SOREMA S.A. is setting up a new alternative risk transfer department to explore such deals.
"SOREMA is one of the first reinsurers of its size to do this," observed Alexis Ruset, chairman and CEO of the Paris-based reinsurer. "We have to invest in the future to meet the need of our ceding companies."
Securitization will definitely be part of the future, said James Dowd, chairman and CEO of Odyssey Reinsurance Corp. in New York.
And although several investment banks have established units to develop capital markets-based reinsurance products, reinsurers will not be pushed out, he said.
"All of us will be involved on some level or other. . . .The key is understanding the transaction and the underlying business," he said.
CNA Financial Corp.'s acquisition of Hedge Financial in 1997 gives CNA Re a "laboratory to experiment in securitization and take some basis risk," said William J. Adamson, CEO of the Chicago-based reinsurer.
Currently, though, there remain some issues to be worked out before securitization takes off, he said. These include accounting issues and how deals should be optimally structured.
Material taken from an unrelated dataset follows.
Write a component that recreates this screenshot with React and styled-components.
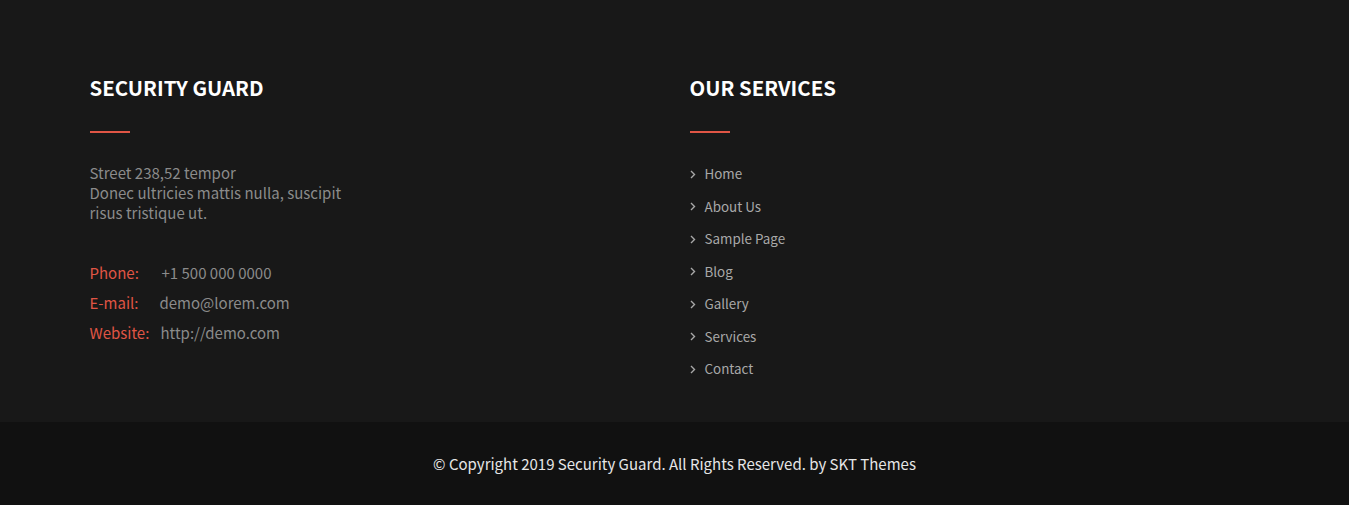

Once such issues are resolved, capital markets instruments could help risk-bearing entities to assume additional risk to meet clients' demands, Mr. Adamson said. Securitization deals "may be able to help in those cases, eliminating the downside of risks assumed," he said.
"Right now, we haven't found the new wave of securitization to be less expensive than the traditional way of doing reinsurance," observed Steven J. Bensinger, president of Chartwell Re Corp. in Stamford, Conn.
"The big question is the staying power of these markets," said Michael A. Butt, a director of X.L. Mid Ocean Reinsurance Co. Ltd. of Hamilton, Bermuda.
What will happen when the first cat bond blows up?
"Some traditionalists think that will make capital markets go away, but nobody takes a really big position in those," so a loss is unlikely to drive away investors, said Mr. Lohmann of Zurich Re. "These investors are sophisticated and not blind to the risk, even if it is different from junk bonds," he said.